Table 1 Smoothed values of the volumetric properties of the Mg77Li23 eutectic alloy
Table 2 Smoothed values of the Mg77Li23 eutectic alloy heat capacity
Table 3 Smoothed values of the transport properties of the Mg77Li23 eutectic alloy

4 Conclusion

A complex experimental study of a number of thermophysical properties (thermal expansion, heat capacity, thermal conductivity) of the magnesium–lithium eutectic alloy containing 23 at.% Li carried out at low temperatures. The obtained results are compared with the data for pure magnesium and previous experimental data [1, 10]. The performed measurements made it possible to expand the temperature range investigated earlier [1, 10] and to construct the corresponding tables of recommended data. A phase transition was found in the vicinity of 238 K, accompanied by abrupt changes on the temperature dependences of the heat capacity and the linear thermal expansion coefficient. Presumably, during heating above this temperature, the (Li)-phase in the Mg77Li23 alloy undergoes a martensitic transformation from the hcp crystal structure to bcc. Apparently, the bcc (Li) phase is stable above 238 K, while below 238 K only a fraction of the (Li) phase volume passes to the hcp structure, as indicated by the absence of observed thermal effects and a relative density changes in this work.
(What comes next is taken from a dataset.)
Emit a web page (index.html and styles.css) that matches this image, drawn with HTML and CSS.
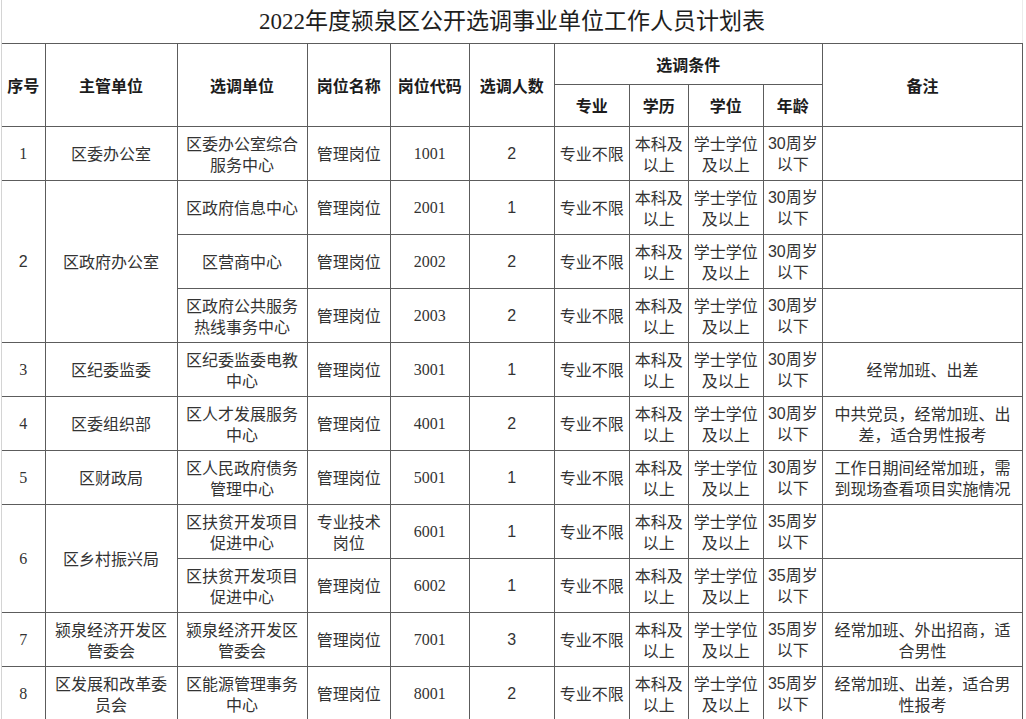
FILE: index.html
```html
<!DOCTYPE html>
<html lang="zh-CN">
<head>
<meta charset="utf-8">
<title>2022年度颍泉区公开选调事业单位工作人员计划表</title>
<link rel="stylesheet" href="styles.css">
</head>
<body>
<div class="sheet">
  <div class="title">2022年度颍泉区公开选调事业单位工作人员计划表</div>
  <table class="plan">
    <colgroup>
      <col class="c-no"><col class="c-dept"><col class="c-unit"><col class="c-post"><col class="c-code"><col class="c-num">
      <col class="c-major"><col class="c-edu"><col class="c-deg"><col class="c-age"><col class="c-note">
    </colgroup>
    <thead>
      <tr class="h1">
        <th rowspan="2">序号</th>
        <th rowspan="2">主管单位</th>
        <th rowspan="2">选调单位</th>
        <th rowspan="2">岗位名称</th>
        <th rowspan="2">岗位代码</th>
        <th rowspan="2">选调人数</th>
        <th colspan="4">选调条件</th>
        <th rowspan="2">备注</th>
      </tr>
      <tr class="h2">
        <th>专业</th><th>学历</th><th>学位</th><th>年龄</th>
      </tr>
    </thead>
    <tbody>
      <tr>
        <td class="serif">1</td><td>区委办公室</td><td>区委办公室综合服务中心</td><td>管理岗位</td><td class="serif">1001</td><td class="sans">2</td>
        <td>专业不限</td><td>本科及以上</td><td>学士学位及以上</td><td class="sans">30周岁以下</td><td class="note"></td>
      </tr>
      <tr>
        <td class="sans" rowspan="3">2</td><td rowspan="3">区政府办公室</td><td>区政府信息中心</td><td>管理岗位</td><td class="serif">2001</td><td class="sans">1</td>
        <td>专业不限</td><td>本科及以上</td><td>学士学位及以上</td><td class="sans">30周岁以下</td><td class="note"></td>
      </tr>
      <tr>
        <td>区营商中心</td><td>管理岗位</td><td class="serif">2002</td><td class="sans">2</td>
        <td>专业不限</td><td>本科及以上</td><td>学士学位及以上</td><td class="sans">30周岁以下</td><td class="note"></td>
      </tr>
      <tr>
        <td>区政府公共服务热线事务中心</td><td>管理岗位</td><td class="serif">2003</td><td class="sans">2</td>
        <td>专业不限</td><td>本科及以上</td><td>学士学位及以上</td><td class="sans">30周岁以下</td><td class="note"></td>
      </tr>
      <tr>
        <td class="serif">3</td><td>区纪委监委</td><td>区纪委监委电教中心</td><td>管理岗位</td><td class="serif">3001</td><td class="sans">1</td>
        <td>专业不限</td><td>本科及以上</td><td>学士学位及以上</td><td class="sans">30周岁以下</td><td class="note">经常加班、出差</td>
      </tr>
      <tr>
        <td class="serif">4</td><td>区委组织部</td><td>区人才发展服务中心</td><td>管理岗位</td><td class="serif">4001</td><td class="sans">2</td>
        <td>专业不限</td><td>本科及以上</td><td>学士学位及以上</td><td class="sans">30周岁以下</td><td class="note">中共党员，经常加班、出差，适合男性报考</td>
      </tr>
      <tr>
        <td class="serif">5</td><td>区财政局</td><td>区人民政府债务管理中心</td><td>管理岗位</td><td class="serif">5001</td><td class="sans">1</td>
        <td>专业不限</td><td>本科及以上</td><td>学士学位及以上</td><td class="sans">30周岁以下</td><td class="note">工作日期间经常加班，需到现场查看项目实施情况</td>
      </tr>
      <tr>
        <td class="serif" rowspan="2">6</td><td rowspan="2">区乡村振兴局</td><td>区扶贫开发项目促进中心</td><td>专业技术岗位</td><td class="serif">6001</td><td class="sans">1</td>
        <td>专业不限</td><td>本科及以上</td><td>学士学位及以上</td><td class="sans">35周岁以下</td><td class="note"></td>
      </tr>
      <tr>
        <td>区扶贫开发项目促进中心</td><td>管理岗位</td><td class="serif">6002</td><td class="sans">1</td>
        <td>专业不限</td><td>本科及以上</td><td>学士学位及以上</td><td class="sans">35周岁以下</td><td class="note"></td>
      </tr>
      <tr>
        <td class="serif">7</td><td>颍泉经济开发区管委会</td><td>颍泉经济开发区管委会</td><td>管理岗位</td><td class="serif">7001</td><td class="sans">3</td>
        <td>专业不限</td><td>本科及以上</td><td>学士学位及以上</td><td class="sans">35周岁以下</td><td class="note">经常加班、外出招商，适合男性</td>
      </tr>
      <tr>
        <td class="serif">8</td><td>区发展和改革委员会</td><td>区能源管理事务中心</td><td>管理岗位</td><td class="serif">8001</td><td class="sans">2</td>
        <td>专业不限</td><td>本科及以上</td><td>学士学位及以上</td><td class="sans">35周岁以下</td><td class="note">经常加班、出差，适合男性报考</td>
      </tr>
    </tbody>
  </table>
</div>
</body>
</html>
```

FILE: styles.css
```css
html, body {
  margin: 0;
  padding: 0;
  background: #ffffff;
}

body {
  font-family: "Noto Sans CJK SC", sans-serif;
  color: #333333;
}

.sheet {
  width: 1023px;
  margin-left: 1px;
  border-left: 1px solid #d4d4d4;
  box-sizing: border-box;
}

.title {
  height: 43px;
  line-height: 43px;
  text-align: center;
  font-family: "Liberation Serif", "Noto Sans CJK SC", serif;
  font-size: 23px;
  color: #1e1e1e;
  border-right: 1px solid #ececec;
  margin-right: 1px;
}

.plan {
  border-collapse: collapse;
  table-layout: fixed;
  width: 1021px;
  border-left-style: hidden;
}

.plan th,
.plan td {
  border: 1px solid #5c5c5c;
  text-align: center;
  vertical-align: middle;
  padding: 0 3px;
  font-size: 16px;
  line-height: 21px;
}

.plan th {
  font-weight: bold;
  color: #1c1c1c;
}

.h1 th { height: 40px; }
.h2 th { height: 41px; }
.plan tbody td { height: 53px; }

.plan td.note { padding: 0 8px; }

.serif { font-family: "Liberation Serif", "Noto Sans CJK SC", serif; }
.sans { font-family: "Liberation Sans", "Noto Sans CJK SC", sans-serif; }

.c-no { width: 43px; }
.c-dept { width: 132px; }
.c-unit { width: 130px; }
.c-post { width: 83px; }
.c-code { width: 79px; }
.c-num { width: 85px; }
.c-major { width: 75px; }
.c-edu { width: 59px; }
.c-deg { width: 75px; }
.c-age { width: 59px; }
.c-note { width: 200px; }
```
These assumptions are put forward on the basis of observations [8, 9, 25] and, of course, require direct experimental confirmation. Nevertheless, the obtained results indicate the need for a comprehensive study of the phase composition, phase equilibria, and other properties of magnesium–lithium alloys below room temperature in order to adequately analyze the prospects for their use as the basis for ultralight structural and engineering materials.